Connected/Autonomous Vehicles, Ownership, and DMCA: What will vehicle ownership mean in the future?


flickr photo shared by sidehike under a Creative Commons ( BY-NC-SA ) license

Today Wired ran a story about John Deere's assertion that purchasing one of their tractors is "an implied license for the life of the vehicle to operate the vehicle." The key issue is not the hardware, but the software and the ability to access and modify it.  Using DMCA, many vehicle manufacturers are submitting comments to the Copyrights Office that modifying their software in a form of piracy. So legally, is this the end of ownership as we know it?

The questions and concerns about this legal development has been brewing for some time, but as the internet of thing comes closer to being a reality more people are calling into question our existing copyright and patent system and their limitations. (Even John Oliver discussed patents!)

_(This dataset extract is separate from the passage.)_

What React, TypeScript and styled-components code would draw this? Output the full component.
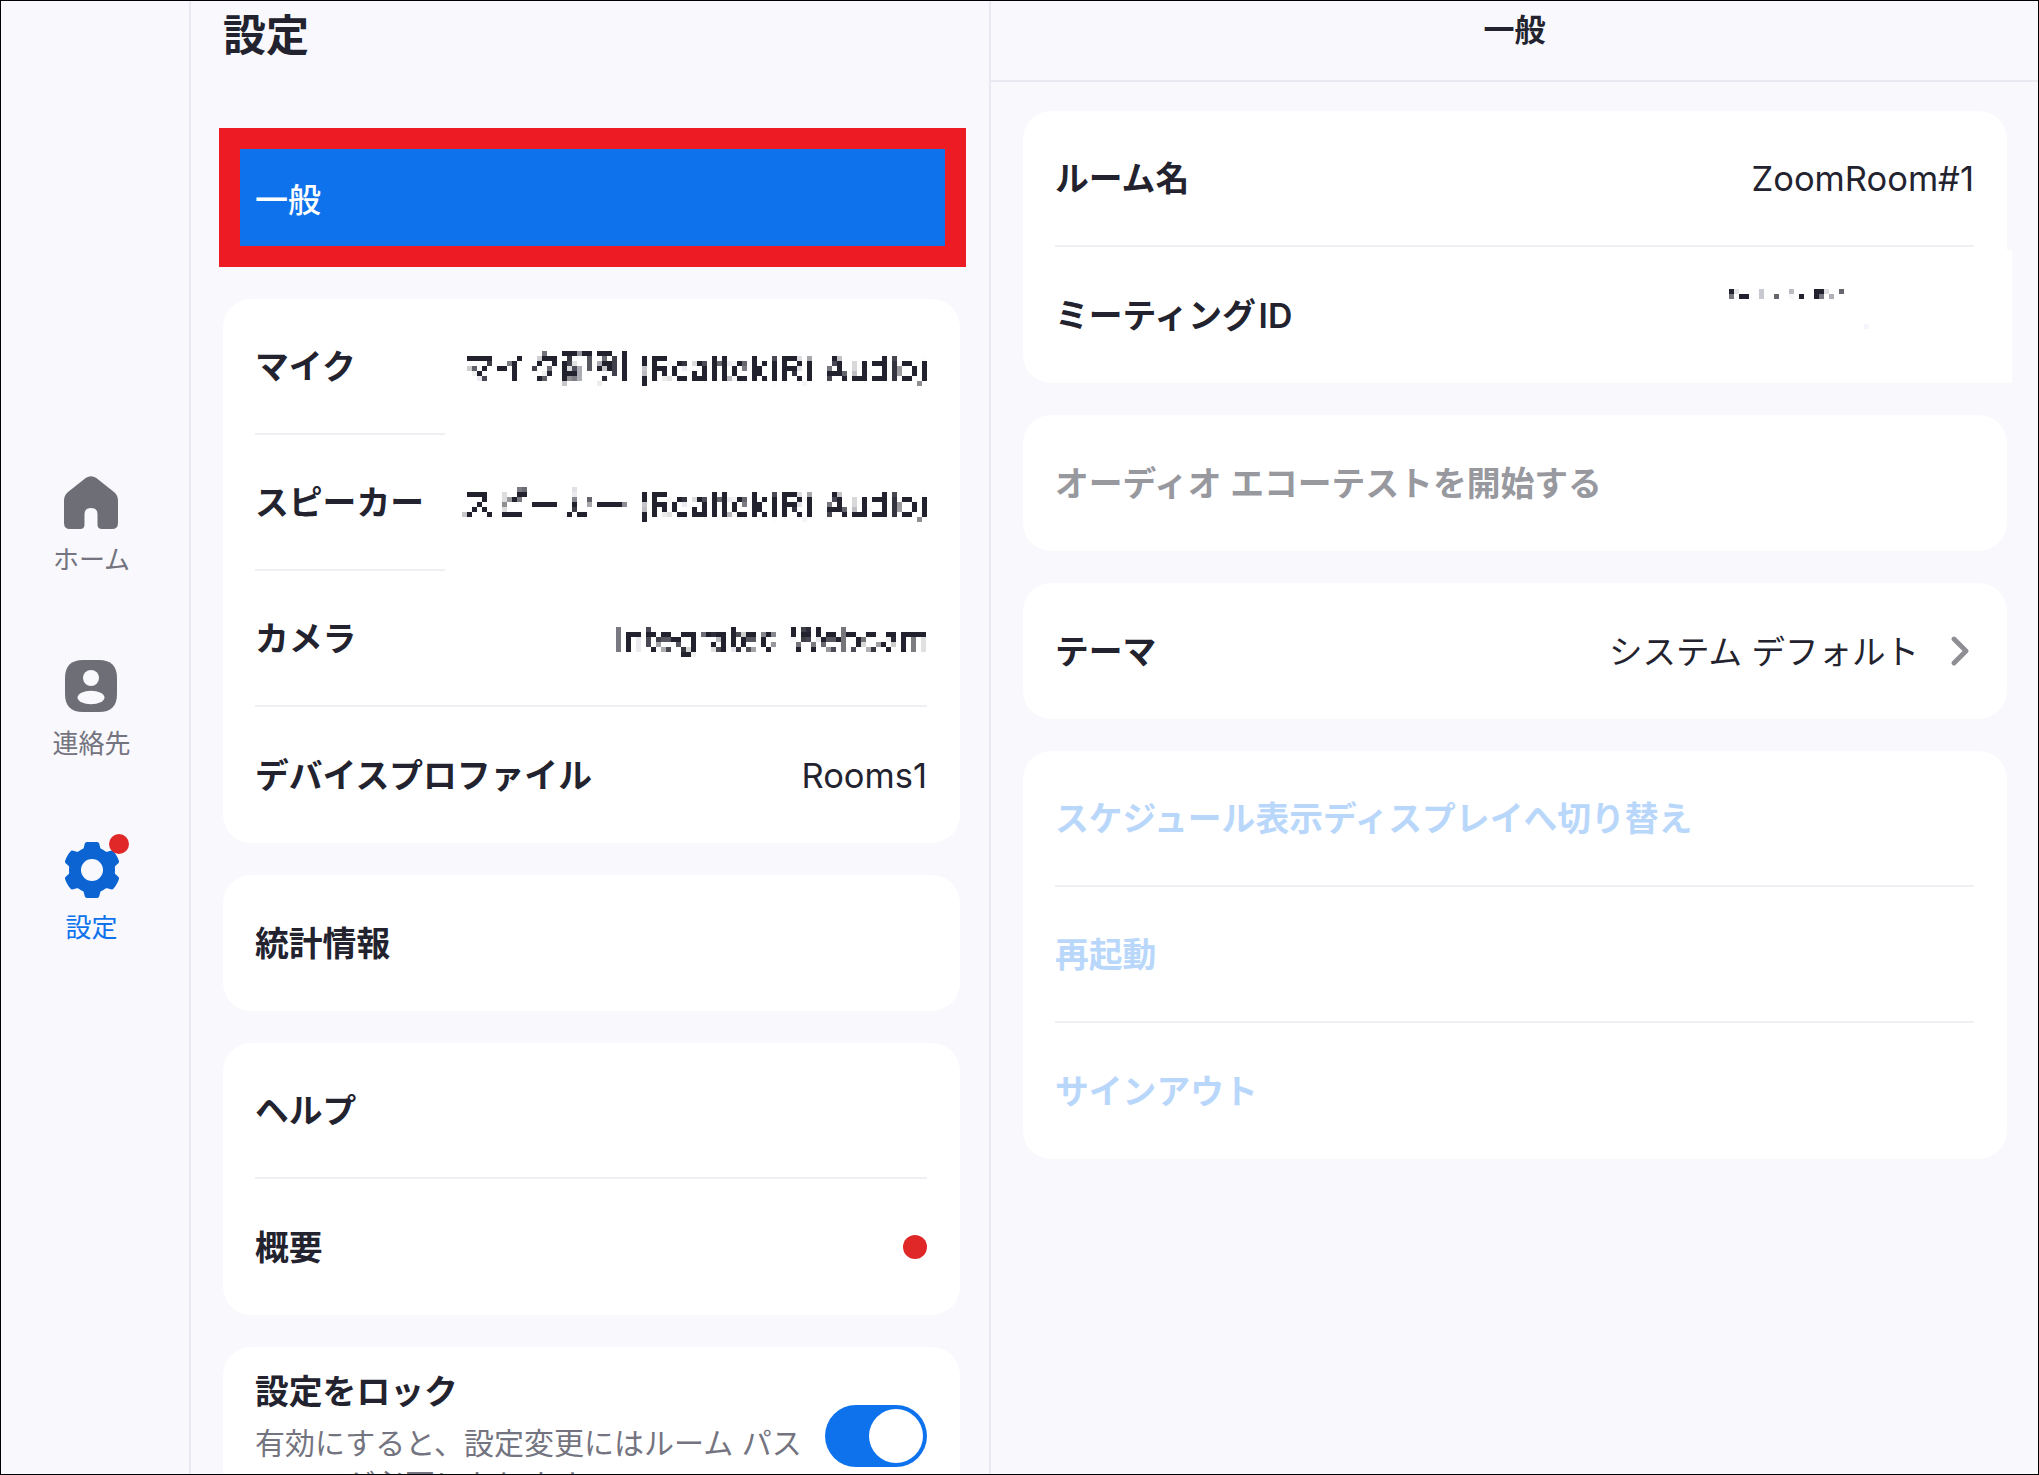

This issue has been on the radar of USDOT's ITS JPO for a while now, especially the policy implications for connected and automated vehicles. The critical issue is the balance of open source software and concerns about cybersecurity and safety. Some of the promise of connected/automated vehicles, is the rich big data environments they will operate in but how can the industry cooperatively get there despite concerns about privacy and innovation? There is also the looming issue of liability for connected/autonomous vehicles, much of which hinges questions of safety and the perception of risk. 

It will be interesting to see how all of this develops and the rules are made.